■ Requirement
Exact reproduction of the data is required, with images excluded.

■ Dataset section
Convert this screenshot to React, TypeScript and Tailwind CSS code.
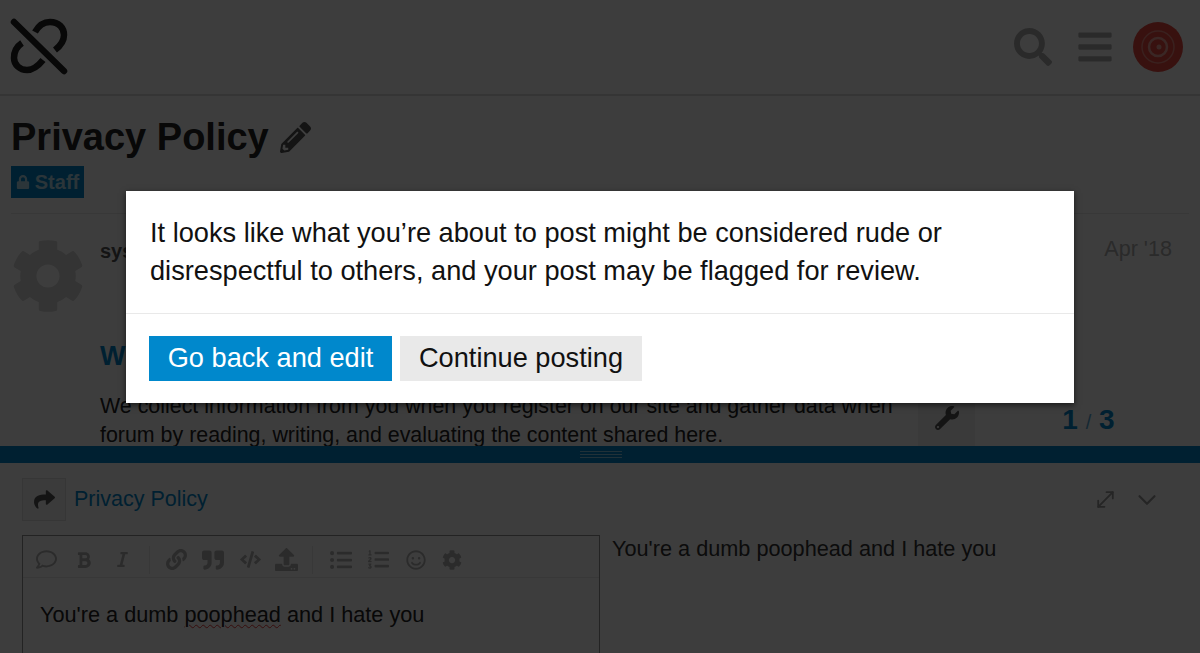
import {
  FaBars,
  FaBold,
  FaCode,
  FaCog,
  FaItalic,
  FaLink,
  FaListOl,
  FaListUl,
  FaLock,
  FaPencilAlt,
  FaQuoteRight,
  FaRegComment,
  FaRegSmile,
  FaSearch,
  FaShare,
  FaUpload,
  FaWrench,
} from "react-icons/fa";
import { ChevronDown, MoveDiagonal } from "lucide-react";

const FONT = "font-['Liberation_Sans',Arial,sans-serif]";

function Logo() {
  return (
    <svg width="58" height="58" viewBox="0 0 58 58" fill="none" stroke="#222" strokeWidth="6.5">
      <path d="M4 4 L54 53" strokeLinecap="round" />
      <path d="M25 14 C29 7 34 4 40 4 C49 4 54 10 54 17 C54 24 49 29 45 32" />
      <path d="M12 25 C6 29 4 34 4 40 C4 47 10 52 17 52 C24 52 29 47 33 42" />
    </svg>
  );
}

function Avatar() {
  return (
    <svg width="50" height="50" viewBox="0 0 50 50" fill="none">
      <circle cx="25" cy="25" r="25" fill="#e8483f" />
      <circle cx="25" cy="25" r="16" stroke="#f08a80" strokeWidth="1.5" />
      <circle cx="25" cy="25" r="9" stroke="#f3a59c" strokeWidth="2.5" />
      <circle cx="26" cy="25" r="2.5" fill="#f3a59c" />
    </svg>
  );
}

function Toolbar() {
  return (
    <div className="flex h-[42px] items-center border-b border-[#e9e9e9] pl-[13px] pt-[6px] text-[#b5b5b5]">
      <FaRegComment size={21} />
      <FaBold size={18} className="ml-[18px]" />
      <FaItalic size={17} className="ml-[21px]" />
      <div className="ml-[18px] h-[28px] w-px bg-[#e9e9e9]" />
      <FaLink size={21} className="ml-[16px]" />
      <FaQuoteRight size={22} className="ml-[15px]" />
      <FaCode size={21} className="ml-[16px]" />
      <FaUpload size={23} className="ml-[14px]" />
      <div className="ml-[14px] h-[28px] w-px bg-[#e9e9e9]" />
      <FaListUl size={22} className="ml-[17px]" />
      <FaListOl size={21} className="ml-[16px]" />
      <FaRegSmile size={20} className="ml-[17px]" />
      <FaCog size={20} className="ml-[16px]" />
    </div>
  );
}

export default function App() {
  return (
    <div className={`relative flex h-[653px] w-[1200px] flex-col overflow-hidden bg-white ${FONT} text-[#222]`}>
      <header className="flex h-[96px] shrink-0 items-center justify-between border-b-2 border-[#dcdcdc] pl-[10px] pr-[17px]">
        <Logo />
        <div className="flex items-center text-[#b0b0b0]">
          <FaSearch size={38} />
          <FaBars size={38} className="ml-[24px]" />
          <div className="ml-[19px]">
            <Avatar />
          </div>
        </div>
      </header>

      <div className="mx-[11px] flex h-[118px] shrink-0 flex-col border-b border-[#e9e9e9]">
        <h1 className="mt-[19px] flex items-center text-[38px] font-bold leading-[45px]">
          Privacy Policy
          <FaPencilAlt size={31} className="ml-[11px] text-[#555]" />
        </h1>
        <div className="mt-[6px] flex h-[32px] w-[73px] items-center justify-center gap-[5px] bg-[#0088cc] text-[20px] font-bold text-[#b3dcef]">
          <FaLock size={14} />
          Staff
        </div>
      </div>

      <main className="relative flex min-h-0 flex-1 overflow-hidden pl-[11px] pr-[28px] pt-[25px]">
        <FaCog size={74} className="shrink-0 text-[#d8d8d8]" />
        <div className="ml-[15px] min-w-0 flex-1">
          <div className="flex items-start justify-between">
            <span className="text-[20px] font-bold leading-[24px] text-[#555]">system</span>
            <span className="mt-[-2px] text-[21.6px] leading-[24px] text-[#b0b0b0]">Apr '18</span>
          </div>
          <h2 className="mt-[77px] text-[27px] font-bold leading-[32px] text-[#0088cc]">
            What information do we collect?
          </h2>
          <p className="mt-[20px] w-[830px] text-[21.4px] leading-[29px]">
            We collect information from you when you register on our site and gather data when
            <br />
            forum by reading, writing, and evaluating the content shared here.
          </p>
        </div>
        <aside className="absolute bottom-0 right-0 flex h-[56px] w-[282px] items-center bg-white">
          <div className="flex h-full w-[57px] items-center justify-center bg-[#f0f0f0] text-[#555]">
            <FaWrench size={24} />
          </div>
          <div className="flex-1 pl-[2px] pt-[4px] text-center text-[28px] font-bold text-[#0088cc]">
            1 <span className="text-[20px] font-normal text-[#5aa9d6]">/</span> 3
          </div>
        </aside>
      </main>

      <section className="flex h-[207px] shrink-0 flex-col">
        <div className="flex h-[17px] shrink-0 flex-col items-center justify-center gap-[2px] bg-[#0088cc] pl-[2px]">
          <div className="h-px w-[42px] bg-[#8ccbe8]" />
          <div className="h-px w-[42px] bg-[#8ccbe8]" />
          <div className="h-px w-[42px] bg-[#8ccbe8]" />
        </div>
        <div className="flex flex-1 flex-col px-[22px] pt-[15px]">
          <div className="flex items-center">
            <div className="flex h-[43px] w-[44px] items-center justify-center border border-[#e0e0e0] bg-[#f5f5f5] text-[#555]">
              <FaShare size={21} />
            </div>
            <span className="ml-[8px] text-[21.5px] text-[#0088cc]">Privacy Policy</span>
            <div className="ml-auto mr-[16px] flex items-center text-[#999]">
              <MoveDiagonal size={25} strokeWidth={1.75} />
              <ChevronDown size={30} strokeWidth={1.75} className="ml-[14px]" />
            </div>
          </div>
          <div className="mt-[14px] flex min-h-0 flex-1">
            <div className="h-[140px] w-[578px] border border-[#919191]">
              <Toolbar />
              <p className="pl-[17px] pt-[24px] text-[21.7px] leading-[26px]">
                You're a dumb{" "}
                <span className="underline decoration-[#e53935] decoration-wavy decoration-1 underline-offset-2">poophead</span>{" "}
                and I hate you
              </p>
            </div>
            <p className="ml-[12px] text-[21.7px] leading-[28px] text-[#333]">You're a dumb poophead and I hate you</p>
          </div>
        </div>
      </section>

      <div className="absolute inset-0 flex items-start justify-center bg-black/[0.76] pt-[191px]">
        <div className="w-[948px] bg-white shadow-[0_2px_6px_rgba(0,0,0,0.6)]">
          <p className="px-[24px] pb-[23px] pt-[23px] text-[27.2px] leading-[38px] text-[#111]">
            It looks like what you’re about to post might be considered rude or
            <br />
            disrespectful to others, and your post may be flagged for review.
          </p>
          <div className="flex gap-[8px] border-t border-[#e9e9e9] px-[23px] pb-[22px] pt-[22px]">
            <button className="h-[45px] w-[243px] bg-[#0088cc] text-[27.2px] text-white">Go back and edit</button>
            <button className="h-[45px] w-[242px] bg-[#e9e9e9] text-[27.2px] text-[#111]">Continue posting</button>
          </div>
        </div>
      </div>
    </div>
  );
}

■ Solution for this problem
Convert this screenshot to React, TypeScript and Tailwind CSS code.
import {
  FaBars,
  FaBold,
  FaCode,
  FaCog,
  FaItalic,
  FaLink,
  FaListOl,
  FaListUl,
  FaLock,
  FaPencilAlt,
  FaQuoteRight,
  FaRegComment,
  FaRegSmile,
  FaSearch,
  FaShare,
  FaUpload,
  FaWrench,
} from "react-icons/fa";
import { ChevronDown, MoveDiagonal } from "lucide-react";

const FONT = "font-['Liberation_Sans',Arial,sans-serif]";

function Logo() {
  return (
    <svg width="58" height="58" viewBox="0 0 58 58" fill="none" stroke="#222" strokeWidth="6.5">
      <path d="M4 4 L54 53" strokeLinecap="round" />
      <path d="M25 14 C29 7 34 4 40 4 C49 4 54 10 54 17 C54 24 49 29 45 32" />
      <path d="M12 25 C6 29 4 34 4 40 C4 47 10 52 17 52 C24 52 29 47 33 42" />
    </svg>
  );
}

function Avatar() {
  return (
    <svg width="50" height="50" viewBox="0 0 50 50" fill="none">
      <circle cx="25" cy="25" r="25" fill="#e8483f" />
      <circle cx="25" cy="25" r="16" stroke="#f08a80" strokeWidth="1.5" />
      <circle cx="25" cy="25" r="9" stroke="#f3a59c" strokeWidth="2.5" />
      <circle cx="26" cy="25" r="2.5" fill="#f3a59c" />
    </svg>
  );
}

function Toolbar() {
  return (
    <div className="flex h-[42px] items-center border-b border-[#e9e9e9] pl-[13px] pt-[6px] text-[#b5b5b5]">
      <FaRegComment size={21} />
      <FaBold size={18} className="ml-[18px]" />
      <FaItalic size={17} className="ml-[21px]" />
      <div className="ml-[18px] h-[28px] w-px bg-[#e9e9e9]" />
      <FaLink size={21} className="ml-[16px]" />
      <FaQuoteRight size={22} className="ml-[15px]" />
      <FaCode size={21} className="ml-[16px]" />
      <FaUpload size={23} className="ml-[14px]" />
      <div className="ml-[14px] h-[28px] w-px bg-[#e9e9e9]" />
      <FaListUl size={22} className="ml-[17px]" />
      <FaListOl size={21} className="ml-[16px]" />
      <FaRegSmile size={20} className="ml-[17px]" />
      <FaCog size={20} className="ml-[16px]" />
    </div>
  );
}

export default function App() {
  return (
    <div className={`relative flex h-[653px] w-[1200px] flex-col overflow-hidden bg-white ${FONT} text-[#222]`}>
      <header className="flex h-[96px] shrink-0 items-center justify-between border-b-2 border-[#dcdcdc] pl-[10px] pr-[17px]">
        <Logo />
        <div className="flex items-center text-[#b0b0b0]">
          <FaSearch size={38} />
          <FaBars size={38} className="ml-[24px]" />
          <div className="ml-[19px]">
            <Avatar />
          </div>
        </div>
      </header>

      <div className="mx-[11px] flex h-[118px] shrink-0 flex-col border-b border-[#e9e9e9]">
        <h1 className="mt-[19px] flex items-center text-[38px] font-bold leading-[45px]">
          Privacy Policy
          <FaPencilAlt size={31} className="ml-[11px] text-[#555]" />
        </h1>
        <div className="mt-[6px] flex h-[32px] w-[73px] items-center justify-center gap-[5px] bg-[#0088cc] text-[20px] font-bold text-[#b3dcef]">
          <FaLock size={14} />
          Staff
        </div>
      </div>

      <main className="relative flex min-h-0 flex-1 overflow-hidden pl-[11px] pr-[28px] pt-[25px]">
        <FaCog size={74} className="shrink-0 text-[#d8d8d8]" />
        <div className="ml-[15px] min-w-0 flex-1">
          <div className="flex items-start justify-between">
            <span className="text-[20px] font-bold leading-[24px] text-[#555]">system</span>
            <span className="mt-[-2px] text-[21.6px] leading-[24px] text-[#b0b0b0]">Apr '18</span>
          </div>
          <h2 className="mt-[77px] text-[27px] font-bold leading-[32px] text-[#0088cc]">
            What information do we collect?
          </h2>
          <p className="mt-[20px] w-[830px] text-[21.4px] leading-[29px]">
            We collect information from you when you register on our site and gather data when
            <br />
            forum by reading, writing, and evaluating the content shared here.
          </p>
        </div>
        <aside className="absolute bottom-0 right-0 flex h-[56px] w-[282px] items-center bg-white">
          <div className="flex h-full w-[57px] items-center justify-center bg-[#f0f0f0] text-[#555]">
            <FaWrench size={24} />
          </div>
          <div className="flex-1 pl-[2px] pt-[4px] text-center text-[28px] font-bold text-[#0088cc]">
            1 <span className="text-[20px] font-normal text-[#5aa9d6]">/</span> 3
          </div>
        </aside>
      </main>

      <section className="flex h-[207px] shrink-0 flex-col">
        <div className="flex h-[17px] shrink-0 flex-col items-center justify-center gap-[2px] bg-[#0088cc] pl-[2px]">
          <div className="h-px w-[42px] bg-[#8ccbe8]" />
          <div className="h-px w-[42px] bg-[#8ccbe8]" />
          <div className="h-px w-[42px] bg-[#8ccbe8]" />
        </div>
        <div className="flex flex-1 flex-col px-[22px] pt-[15px]">
          <div className="flex items-center">
            <div className="flex h-[43px] w-[44px] items-center justify-center border border-[#e0e0e0] bg-[#f5f5f5] text-[#555]">
              <FaShare size={21} />
            </div>
            <span className="ml-[8px] text-[21.5px] text-[#0088cc]">Privacy Policy</span>
            <div className="ml-auto mr-[16px] flex items-center text-[#999]">
              <MoveDiagonal size={25} strokeWidth={1.75} />
              <ChevronDown size={30} strokeWidth={1.75} className="ml-[14px]" />
            </div>
          </div>
          <div className="mt-[14px] flex min-h-0 flex-1">
            <div className="h-[140px] w-[578px] border border-[#919191]">
              <Toolbar />
              <p className="pl-[17px] pt-[24px] text-[21.7px] leading-[26px]">
                You're a dumb{" "}
                <span className="underline decoration-[#e53935] decoration-wavy decoration-1 underline-offset-2">poophead</span>{" "}
                and I hate you
              </p>
            </div>
            <p className="ml-[12px] text-[21.7px] leading-[28px] text-[#333]">You're a dumb poophead and I hate you</p>
          </div>
        </div>
      </section>

      <div className="absolute inset-0 flex items-start justify-center bg-black/[0.76] pt-[191px]">
        <div className="w-[948px] bg-white shadow-[0_2px_6px_rgba(0,0,0,0.6)]">
          <p className="px-[24px] pb-[23px] pt-[23px] text-[27.2px] leading-[38px] text-[#111]">
            It looks like what you’re about to post might be considered rude or
            <br />
            disrespectful to others, and your post may be flagged for review.
          </p>
          <div className="flex gap-[8px] border-t border-[#e9e9e9] px-[23px] pb-[22px] pt-[22px]">
            <button className="h-[45px] w-[243px] bg-[#0088cc] text-[27.2px] text-white">Go back and edit</button>
            <button className="h-[45px] w-[242px] bg-[#e9e9e9] text-[27.2px] text-[#111]">Continue posting</button>
          </div>
        </div>
      </div>
    </div>
  );
}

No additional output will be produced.